The earthquake, which killed hundreds, perhaps thousands, and left many more homeless and hungry, struck one of Colombia's key coffee growing regions on Monday, damaging farms and processing plants but not crops.

"Certainly it will negatively effect our prospects for growth in 1999," Restrepo said. The government previously forecast growth between 2.0 and 2.5 percent for this year.

Despite the threat of an economic crisis in Latin America following Brazil's currency devaluation earlier this month, Restrepo said Colombia's current foreign exchange regime was not threatened.

He said the possibility of further devaluations in Venezuela or Ecuador did not make the danger any greater.

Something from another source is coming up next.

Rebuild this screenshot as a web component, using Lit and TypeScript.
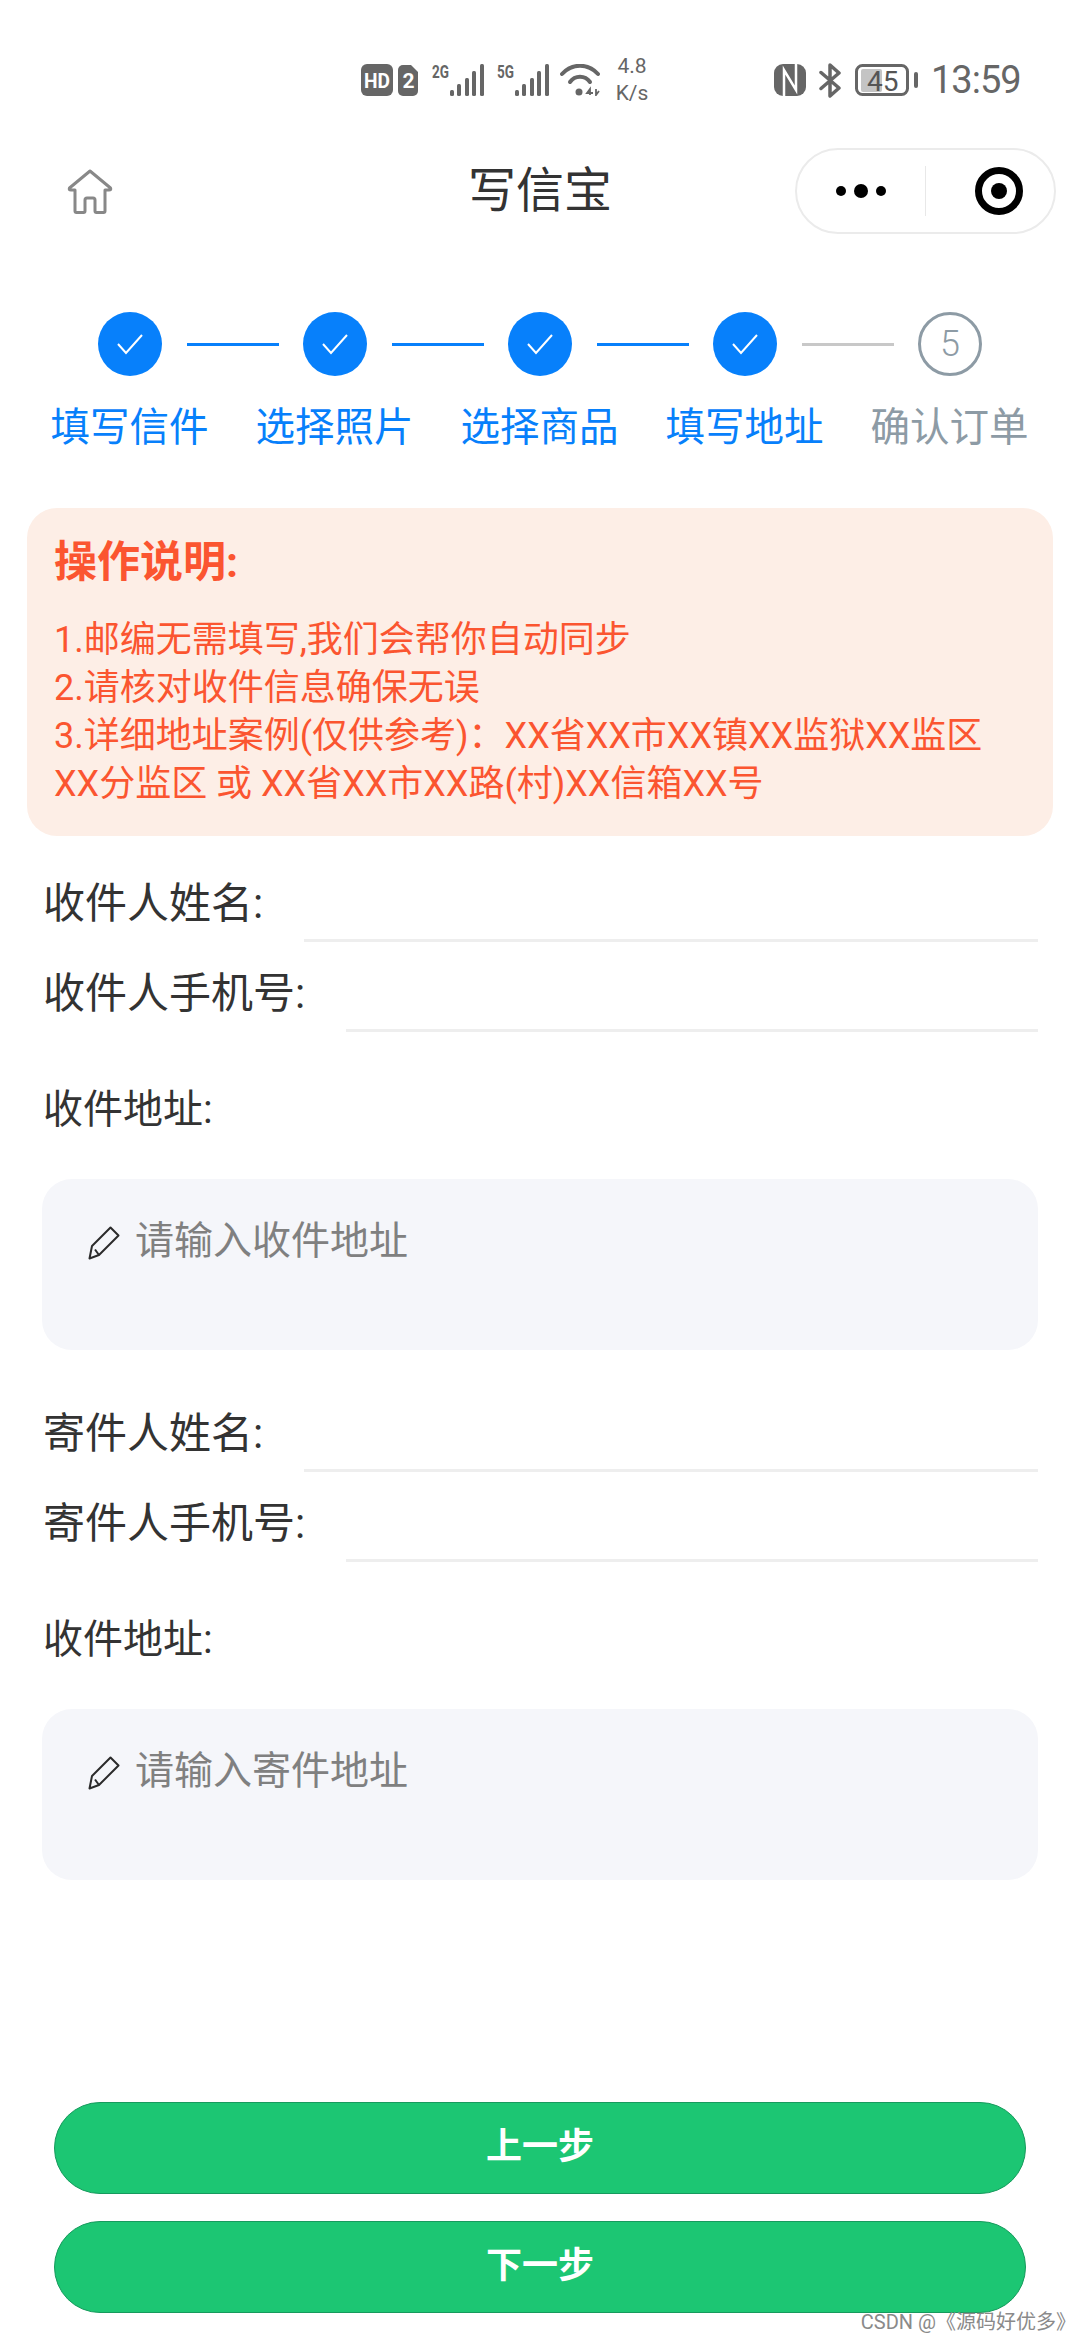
import { LitElement, css, html, svg } from 'lit';
import { customElement } from 'lit/decorators.js';

const stepLabels = ['填写信件', '选择照片', '选择商品', '填写地址', '确认订单'];

const noticeLines = [
  '1.邮编无需填写,我们会帮你自动同步',
  '2.请核对收件信息确保无误',
  '3.详细地址案例(仅供参考)：XX省XX市XX镇XX监狱XX监区',
  'XX分监区 或 XX省XX市XX路(村)XX信箱XX号'
];

const signalIcon = (label: string) => html`
  <svg class="signal" width="53" height="32" viewBox="0 0 53 32">
    <text x="0" y="14" class="sig-text" textLength="17" lengthAdjust="spacingAndGlyphs">${label}</text>
    ${[
      [20, 6],
      [27, 12],
      [35, 18],
      [42, 25],
      [50, 32]
    ].map(([x, h]) => svg`<rect x=${x - 2} y=${32 - h} width="4" height=${h} rx="1.500" fill="#666"></rect>`)}
  </svg>
`;

const pencilIcon = html`
  <svg class="pencil" width="32" height="34" viewBox="0 0 32 34" fill="none" stroke="#2b2b2b" stroke-width="2">
    <path d="M22.500 1.500 L30.500 9.500 L11 29 L1.500 32.500 L4 20 Z" stroke-linejoin="round"></path>
    <path d="M7 23.500 L11 29"></path>
  </svg>
`;

@customElement('app-root')
export class AppRoot extends LitElement {
  public static override styles = css`
    :host {
      display: block;
      font-family: Roboto, 'Noto Sans CJK SC', sans-serif;
    }

    .page {
      position: relative;
      display: flex;
      flex-direction: column;
      height: 2340px;
      background: #fff;
      color: #333;
      overflow: hidden;
    }

    .status {
      display: flex;
      align-items: center;
      height: 148px;
      box-sizing: border-box;
      padding: 12px 0 0 361px;
      color: #666;
    }

    .status svg {
      display: block;
      flex: none;
    }

    .sig-text {
      font: 700 18px Roboto, sans-serif;
      fill: #666;
    }

    .badge-text {
      font: 700 21px Roboto, sans-serif;
      fill: #fff;
    }

    .signal {
      margin-right: 12px;
    }

    .speed {
      width: 36px;
      margin-left: 14px;
      font-size: 21px;
      line-height: 27px;
      text-align: center;
    }

    .time {
      margin-left: 13px;
      font-size: 38px;
      letter-spacing: -1px;
    }

    .nav {
      display: grid;
      grid-template-columns: minmax(0, 1fr) auto minmax(0, 1fr);
      align-items: center;
      height: 86px;
      padding: 0 24px;
    }

    .home {
      display: block;
      margin-left: 43px;
    }

    .title {
      font-size: 48px;
      line-height: 86px;
    }

    .capsule {
      justify-self: end;
      display: flex;
      align-items: center;
      box-sizing: border-box;
      width: 261px;
      height: 86px;
      border: 2px solid #ebebeb;
      border-radius: 43px;
      padding-left: 39px;
    }

    .dots {
      display: flex;
      align-items: center;
      gap: 8px;
    }

    .dots i {
      display: block;
      width: 10px;
      height: 10px;
      border-radius: 50%;
      background: #000;
    }

    .dots i:nth-child(2) {
      width: 14px;
      height: 14px;
    }

    .divider {
      width: 1px;
      height: 50px;
      margin-left: 39px;
      background: #e8e8e8;
    }

    .record {
      display: flex;
      align-items: center;
      justify-content: center;
      box-sizing: border-box;
      width: 48px;
      height: 48px;
      margin-left: 49px;
      border: 7px solid #000;
      border-radius: 50%;
    }

    .record i {
      display: block;
      width: 16px;
      height: 16px;
      border-radius: 50%;
      background: #000;
    }

    .track {
      display: flex;
      align-items: center;
      margin-top: 78px;
      padding-left: 98px;
    }

    .dot {
      flex: none;
      display: flex;
      align-items: center;
      justify-content: center;
      box-sizing: border-box;
      width: 64px;
      height: 64px;
      border-radius: 50%;
      background: #0780fb;
    }

    .dot.todo {
      border: 3px solid #8d9ba5;
      background: #fff;
      color: #8d9ba5;
      font-size: 36px;
      font-weight: 300;
    }

    .line {
      flex: none;
      width: 92px;
      height: 3px;
      margin: 0 24px 0 25px;
      background: #0780fb;
    }

    .line.todo {
      background: #c8c8c8;
    }

    .labels {
      display: grid;
      grid-template-columns: repeat(5, 205px);
      margin-top: 24px;
      padding-left: 27px;
      font-size: 39.5px;
      line-height: 56px;
      text-align: center;
      color: #0780fb;
    }

    .labels .todo {
      color: #8d9ba5;
    }

    .notice {
      box-sizing: border-box;
      height: 328px;
      margin: 52px 27px 0;
      padding: 27px 27px 0;
      border-radius: 30px;
      background: #fdeee6;
      color: #fb5530;
    }

    .notice h2 {
      margin: 0;
      font-size: 43px;
      line-height: 54px;
      font-weight: 700;
    }

    .notice p {
      margin: 27px 0 0;
      font-size: 36px;
      line-height: 48px;
      white-space: nowrap;
    }

    .form {
      padding: 0 42px;
    }

    .field {
      display: flex;
      height: 67px;
      padding-left: 1px;
      font-size: 42px;
      line-height: 58px;
      white-space: nowrap;
    }

    .field.top {
      margin-top: 39px;
    }

    .field.top.later {
      margin-top: 55px;
    }

    .field.second {
      margin-top: 23px;
    }

    .field span {
      padding-right: 41px;
    }

    .field .input {
      flex: 1;
      border-bottom: 3px solid #eee;
    }

    .area-label {
      margin-top: 49px;
      padding-left: 1px;
      font-size: 40px;
      line-height: 58px;
    }

    .area {
      display: flex;
      align-items: flex-start;
      box-sizing: border-box;
      height: 171px;
      margin-top: 40px;
      padding: 34px 0 0 46px;
      border-radius: 30px;
      background: #f5f6fa;
      color: #808080;
      font-size: 39px;
      line-height: 56px;
    }

    .pencil {
      flex: none;
      margin: 13px 15px 0 0;
    }

    .actions {
      display: flex;
      flex-direction: column;
      gap: 27px;
      margin-top: auto;
      padding: 0 54px 27px;
    }

    .btn {
      box-sizing: border-box;
      height: 92px;
      border: 1px solid #179a5d;
      border-radius: 46px;
      background: #1cc673;
      color: #fff;
      font-size: 36px;
      font-weight: 700;
      line-height: 88px;
      text-align: center;
    }

    .mark {
      position: absolute;
      right: 4px;
      bottom: 5px;
      font-size: 20px;
      line-height: 26px;
      color: #8a8a8a;
    }
  `;

  private renderStatus() {
    return html`
      <div class="status">
        <svg width="57" height="32" viewBox="0 0 57 32" style="margin-right:14px">
          <rect width="32" height="32" rx="6" fill="#666"></rect>
          <text x="3" y="23.500" class="badge-text" textLength="26" lengthAdjust="spacingAndGlyphs">HD</text>
          <path d="M37 6 a5 5 0 0 1 5 -5 H50 l7 7 V27 a5 5 0 0 1 -5 5 H42 a5 5 0 0 1 -5 -5 Z" fill="#666"></path>
          <text x="41.500" y="24" class="badge-text">2</text>
        </svg>
        ${signalIcon('2G')} ${signalIcon('5G')}
        <svg width="40" height="32" viewBox="0 0 40 32" fill="none" stroke="#666" stroke-width="4" stroke-linecap="round" style="margin-left:-2px">
          <path d="M2 10 C12 -1 28 -1 38 10"></path>
          <path d="M10 18 C15 11 25 11 30 18"></path>
          <circle cx="19" cy="28" r="3.500" fill="#666" stroke="none"></circle>
          <path d="M30 31 V25 L27 29 H33 M36 25 V31 L39 27" stroke-width="1.800" stroke-linecap="butt"></path>
        </svg>
        <div class="speed">4.8<br />K/s</div>
        <svg width="32" height="32" viewBox="0 0 32 32" style="margin-left:124px">
          <rect width="32" height="32" rx="9" fill="#666"></rect>
          <path d="M10 32 V6 L22 26 V0" fill="none" stroke="#fff" stroke-width="2.500"></path>
        </svg>
        <svg width="22" height="35" viewBox="0 0 22 35" fill="none" stroke="#666" stroke-width="3.500" stroke-linecap="round" stroke-linejoin="round" style="margin-left:13px">
          <path d="M2 9.500 L20 25 L11 33 V2 L20 10 L2 25.500"></path>
        </svg>
        <svg width="63" height="32" viewBox="0 0 63 32" style="margin-left:14px">
          <rect x="1.500" y="1.500" width="51" height="29" rx="6" fill="none" stroke="#666" stroke-width="3"></rect>
          <rect x="6" y="5" width="21" height="23" rx="2" fill="#c4c4c4"></rect>
          <text x="12" y="27" style="font:28px Roboto,sans-serif;fill:#555">45</text>
          <rect x="59" y="8" width="4" height="16" rx="2" fill="#666"></rect>
        </svg>
        <div class="time">13:59</div>
      </div>
    `;
  }

  private renderNav() {
    return html`
      <div class="nav">
        <svg class="home" width="46" height="45" viewBox="0 0 46 45" fill="none" stroke="#888" stroke-width="3" stroke-linejoin="round">
          <path d="M23 2 L43.500 19 Q44.500 21 42 21 H38 V42 Q38 43.500 36.500 43.500 H29.500 Q28 43.500 28 42 V31 Q28 29 26 29 H20 Q18 29 18 31 V42 Q18 43.500 16.500 43.500 H9.500 Q8 43.500 8 42 V21 H4 Q1.500 21 2.500 19 Z"></path>
        </svg>
        <div class="title">写信宝</div>
        <div class="capsule">
          <div class="dots"><i></i><i></i><i></i></div>
          <div class="divider"></div>
          <div class="record"><i></i></div>
        </div>
      </div>
    `;
  }

  private renderSteps() {
    return html`
      <div class="track">
        ${stepLabels.map((_, index) =>
          index < 4
            ? html`
                <div class="dot">
                  <svg width="28" height="22" viewBox="0 0 28 22" fill="none" stroke="#fff" stroke-width="2">
                    <path d="M2 11 L10 20 L26 2"></path>
                  </svg>
                </div>
                <div class="line ${index === 3 ? 'todo' : ''}"></div>
              `
            : html`<div class="dot todo">5</div>`
        )}
      </div>
      <div class="labels">
        ${stepLabels.map((label, index) => html`<div class=${index === 4 ? 'todo' : ''}>${label}</div>`)}
      </div>
    `;
  }

  private renderContact(prefix: string, placeholder: string, later: boolean) {
    return html`
      <div class="field top ${later ? 'later' : ''}">
        <span>${prefix}人姓名:</span>
        <div class="input"></div>
      </div>
      <div class="field second">
        <span>${prefix}人手机号:</span>
        <div class="input"></div>
      </div>
      <div class="area-label">收件地址:</div>
      <div class="area">${pencilIcon}<span>${placeholder}</span></div>
    `;
  }

  public override render() {
    return html`
      <div class="page">
        ${this.renderStatus()} ${this.renderNav()} ${this.renderSteps()}
        <div class="notice">
          <h2>操作说明:</h2>
          <p>${noticeLines.map((line) => html`${line}<br />`)}</p>
        </div>
        <div class="form">
          ${this.renderContact('收件', '请输入收件地址', false)} ${this.renderContact('寄件', '请输入寄件地址', true)}
        </div>
        <div class="actions">
          <div class="btn">上一步</div>
          <div class="btn">下一步</div>
        </div>
        <div class="mark">CSDN @《源码好优多》</div>
      </div>
    `;
  }
}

"We are not going to respond with additional devaluations in Colombia," he said. "We are prepared to assimilate any kind of movement that could take place in our neighbor countries."

Restrepo said that the Colombian central bank has sold no reserves to defend the peso since Brazil devalued the real.

"Even in the past weeks after Brazil, we have not had the need to sell any reserves from our central bank," Restrepo said, adding that reserves sales since September had been "minimal."

Restrepo also said that the Colombian government does not see any need to abandon its system of currency trading bands and allow the peso to float freely.

"We don't see any need to float the peso or to go to a currency board system like they have in Argentina," he said.

"There is some isolated opinion on that side but the consensus in Colombia is to go ahead with our system of bands.

Restrepo said he had been in talks in Munich with officials from the World Bank and the Inter-American Development Bank.

"Both organizations have offered the country their best spirit to collaborate with us," he said.

Also present at the conference in Munich is World Bank President James Wolfenshon and IADB President Enrique Iglesias.

Restrepo said that the effects of the earthquake on Columbia's housing and infrastructure were "huge" and would exceed initial expectations.

"The final assessment has not yet been done because the earthquake took place 36 hours ago," he said. "What is clear right now is that the cost in lives and housing and buildings and infrastructure is a huge amount."